» Goal of the exercise: Copy the listing verbatim, excluding any images found in it.

» Material:
☆ ☆ ☆

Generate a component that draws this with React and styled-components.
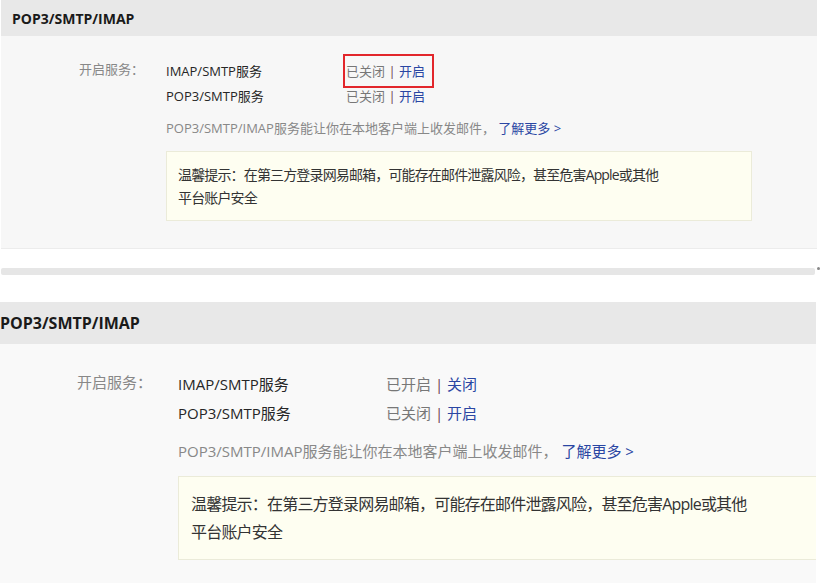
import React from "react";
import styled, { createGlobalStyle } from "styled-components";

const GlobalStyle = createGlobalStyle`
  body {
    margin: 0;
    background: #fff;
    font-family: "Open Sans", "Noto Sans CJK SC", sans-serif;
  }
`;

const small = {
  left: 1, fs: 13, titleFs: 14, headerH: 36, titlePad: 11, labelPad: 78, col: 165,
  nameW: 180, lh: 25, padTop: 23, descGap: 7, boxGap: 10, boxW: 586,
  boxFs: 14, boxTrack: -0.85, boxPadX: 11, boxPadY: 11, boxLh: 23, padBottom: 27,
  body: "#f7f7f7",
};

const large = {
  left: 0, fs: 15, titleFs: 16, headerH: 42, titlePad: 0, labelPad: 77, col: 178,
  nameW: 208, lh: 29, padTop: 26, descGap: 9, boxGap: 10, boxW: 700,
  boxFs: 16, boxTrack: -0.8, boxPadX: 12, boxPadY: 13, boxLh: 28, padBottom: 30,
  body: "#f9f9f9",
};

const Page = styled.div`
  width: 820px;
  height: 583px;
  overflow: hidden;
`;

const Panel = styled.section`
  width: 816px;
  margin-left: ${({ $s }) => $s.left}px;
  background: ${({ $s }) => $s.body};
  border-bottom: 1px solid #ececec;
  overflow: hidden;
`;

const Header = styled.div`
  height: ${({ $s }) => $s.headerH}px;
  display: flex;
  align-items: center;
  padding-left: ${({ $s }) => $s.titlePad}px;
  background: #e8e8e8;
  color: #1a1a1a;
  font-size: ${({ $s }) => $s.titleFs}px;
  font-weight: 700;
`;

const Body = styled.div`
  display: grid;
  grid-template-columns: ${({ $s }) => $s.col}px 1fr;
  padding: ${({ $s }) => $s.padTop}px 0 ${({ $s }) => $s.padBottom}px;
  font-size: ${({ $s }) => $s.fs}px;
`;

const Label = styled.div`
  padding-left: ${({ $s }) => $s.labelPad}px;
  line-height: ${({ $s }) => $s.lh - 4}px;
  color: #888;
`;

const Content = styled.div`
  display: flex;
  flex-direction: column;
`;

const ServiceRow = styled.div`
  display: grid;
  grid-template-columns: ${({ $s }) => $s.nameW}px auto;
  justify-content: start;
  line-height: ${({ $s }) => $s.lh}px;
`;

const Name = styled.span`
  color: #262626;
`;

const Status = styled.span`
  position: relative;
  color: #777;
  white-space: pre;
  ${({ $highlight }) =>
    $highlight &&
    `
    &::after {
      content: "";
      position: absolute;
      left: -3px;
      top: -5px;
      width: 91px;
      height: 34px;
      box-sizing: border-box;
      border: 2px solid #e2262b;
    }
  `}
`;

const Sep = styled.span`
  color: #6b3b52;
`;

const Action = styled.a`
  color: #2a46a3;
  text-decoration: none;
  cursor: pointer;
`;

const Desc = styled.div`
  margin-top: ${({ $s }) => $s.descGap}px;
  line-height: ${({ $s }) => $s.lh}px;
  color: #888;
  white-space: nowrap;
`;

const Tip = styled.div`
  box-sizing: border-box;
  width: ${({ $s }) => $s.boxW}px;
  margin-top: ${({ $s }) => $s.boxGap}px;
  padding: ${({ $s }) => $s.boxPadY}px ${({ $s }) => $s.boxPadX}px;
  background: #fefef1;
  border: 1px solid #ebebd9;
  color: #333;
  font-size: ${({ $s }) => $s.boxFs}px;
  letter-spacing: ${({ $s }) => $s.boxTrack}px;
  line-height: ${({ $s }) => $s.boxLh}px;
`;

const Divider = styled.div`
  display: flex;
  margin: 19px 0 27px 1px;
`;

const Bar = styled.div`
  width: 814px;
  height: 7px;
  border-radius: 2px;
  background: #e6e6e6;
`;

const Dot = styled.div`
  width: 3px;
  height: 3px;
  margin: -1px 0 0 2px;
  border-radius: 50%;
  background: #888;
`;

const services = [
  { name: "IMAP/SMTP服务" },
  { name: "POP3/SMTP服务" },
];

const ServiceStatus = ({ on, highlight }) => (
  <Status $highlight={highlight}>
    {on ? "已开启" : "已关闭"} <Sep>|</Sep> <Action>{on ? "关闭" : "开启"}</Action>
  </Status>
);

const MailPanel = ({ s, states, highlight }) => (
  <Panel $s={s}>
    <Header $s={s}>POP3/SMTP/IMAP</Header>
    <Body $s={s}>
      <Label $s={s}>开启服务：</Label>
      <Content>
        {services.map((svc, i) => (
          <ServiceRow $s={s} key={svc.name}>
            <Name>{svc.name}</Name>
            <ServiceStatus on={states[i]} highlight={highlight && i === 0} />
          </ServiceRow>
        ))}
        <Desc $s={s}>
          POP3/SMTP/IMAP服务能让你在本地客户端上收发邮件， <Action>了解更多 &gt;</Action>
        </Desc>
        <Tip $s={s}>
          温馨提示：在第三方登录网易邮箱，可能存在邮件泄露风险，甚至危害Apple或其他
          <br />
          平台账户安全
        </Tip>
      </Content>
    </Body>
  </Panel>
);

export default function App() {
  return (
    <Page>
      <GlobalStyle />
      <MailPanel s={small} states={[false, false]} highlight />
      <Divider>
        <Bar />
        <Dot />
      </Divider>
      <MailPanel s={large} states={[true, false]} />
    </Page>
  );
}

☆ ☆ ☆

» Result of this exercise:
Generate a component that draws this with React and styled-components.
import React from "react";
import styled, { createGlobalStyle } from "styled-components";

const GlobalStyle = createGlobalStyle`
  body {
    margin: 0;
    background: #fff;
    font-family: "Open Sans", "Noto Sans CJK SC", sans-serif;
  }
`;

const small = {
  left: 1, fs: 13, titleFs: 14, headerH: 36, titlePad: 11, labelPad: 78, col: 165,
  nameW: 180, lh: 25, padTop: 23, descGap: 7, boxGap: 10, boxW: 586,
  boxFs: 14, boxTrack: -0.85, boxPadX: 11, boxPadY: 11, boxLh: 23, padBottom: 27,
  body: "#f7f7f7",
};

const large = {
  left: 0, fs: 15, titleFs: 16, headerH: 42, titlePad: 0, labelPad: 77, col: 178,
  nameW: 208, lh: 29, padTop: 26, descGap: 9, boxGap: 10, boxW: 700,
  boxFs: 16, boxTrack: -0.8, boxPadX: 12, boxPadY: 13, boxLh: 28, padBottom: 30,
  body: "#f9f9f9",
};

const Page = styled.div`
  width: 820px;
  height: 583px;
  overflow: hidden;
`;

const Panel = styled.section`
  width: 816px;
  margin-left: ${({ $s }) => $s.left}px;
  background: ${({ $s }) => $s.body};
  border-bottom: 1px solid #ececec;
  overflow: hidden;
`;

const Header = styled.div`
  height: ${({ $s }) => $s.headerH}px;
  display: flex;
  align-items: center;
  padding-left: ${({ $s }) => $s.titlePad}px;
  background: #e8e8e8;
  color: #1a1a1a;
  font-size: ${({ $s }) => $s.titleFs}px;
  font-weight: 700;
`;

const Body = styled.div`
  display: grid;
  grid-template-columns: ${({ $s }) => $s.col}px 1fr;
  padding: ${({ $s }) => $s.padTop}px 0 ${({ $s }) => $s.padBottom}px;
  font-size: ${({ $s }) => $s.fs}px;
`;

const Label = styled.div`
  padding-left: ${({ $s }) => $s.labelPad}px;
  line-height: ${({ $s }) => $s.lh - 4}px;
  color: #888;
`;

const Content = styled.div`
  display: flex;
  flex-direction: column;
`;

const ServiceRow = styled.div`
  display: grid;
  grid-template-columns: ${({ $s }) => $s.nameW}px auto;
  justify-content: start;
  line-height: ${({ $s }) => $s.lh}px;
`;

const Name = styled.span`
  color: #262626;
`;

const Status = styled.span`
  position: relative;
  color: #777;
  white-space: pre;
  ${({ $highlight }) =>
    $highlight &&
    `
    &::after {
      content: "";
      position: absolute;
      left: -3px;
      top: -5px;
      width: 91px;
      height: 34px;
      box-sizing: border-box;
      border: 2px solid #e2262b;
    }
  `}
`;

const Sep = styled.span`
  color: #6b3b52;
`;

const Action = styled.a`
  color: #2a46a3;
  text-decoration: none;
  cursor: pointer;
`;

const Desc = styled.div`
  margin-top: ${({ $s }) => $s.descGap}px;
  line-height: ${({ $s }) => $s.lh}px;
  color: #888;
  white-space: nowrap;
`;

const Tip = styled.div`
  box-sizing: border-box;
  width: ${({ $s }) => $s.boxW}px;
  margin-top: ${({ $s }) => $s.boxGap}px;
  padding: ${({ $s }) => $s.boxPadY}px ${({ $s }) => $s.boxPadX}px;
  background: #fefef1;
  border: 1px solid #ebebd9;
  color: #333;
  font-size: ${({ $s }) => $s.boxFs}px;
  letter-spacing: ${({ $s }) => $s.boxTrack}px;
  line-height: ${({ $s }) => $s.boxLh}px;
`;

const Divider = styled.div`
  display: flex;
  margin: 19px 0 27px 1px;
`;

const Bar = styled.div`
  width: 814px;
  height: 7px;
  border-radius: 2px;
  background: #e6e6e6;
`;

const Dot = styled.div`
  width: 3px;
  height: 3px;
  margin: -1px 0 0 2px;
  border-radius: 50%;
  background: #888;
`;

const services = [
  { name: "IMAP/SMTP服务" },
  { name: "POP3/SMTP服务" },
];

const ServiceStatus = ({ on, highlight }) => (
  <Status $highlight={highlight}>
    {on ? "已开启" : "已关闭"} <Sep>|</Sep> <Action>{on ? "关闭" : "开启"}</Action>
  </Status>
);

const MailPanel = ({ s, states, highlight }) => (
  <Panel $s={s}>
    <Header $s={s}>POP3/SMTP/IMAP</Header>
    <Body $s={s}>
      <Label $s={s}>开启服务：</Label>
      <Content>
        {services.map((svc, i) => (
          <ServiceRow $s={s} key={svc.name}>
            <Name>{svc.name}</Name>
            <ServiceStatus on={states[i]} highlight={highlight && i === 0} />
          </ServiceRow>
        ))}
        <Desc $s={s}>
          POP3/SMTP/IMAP服务能让你在本地客户端上收发邮件， <Action>了解更多 &gt;</Action>
        </Desc>
        <Tip $s={s}>
          温馨提示：在第三方登录网易邮箱，可能存在邮件泄露风险，甚至危害Apple或其他
          <br />
          平台账户安全
        </Tip>
      </Content>
    </Body>
  </Panel>
);

export default function App() {
  return (
    <Page>
      <GlobalStyle />
      <MailPanel s={small} states={[false, false]} highlight />
      <Divider>
        <Bar />
        <Dot />
      </Divider>
      <MailPanel s={large} states={[true, false]} />
    </Page>
  );
}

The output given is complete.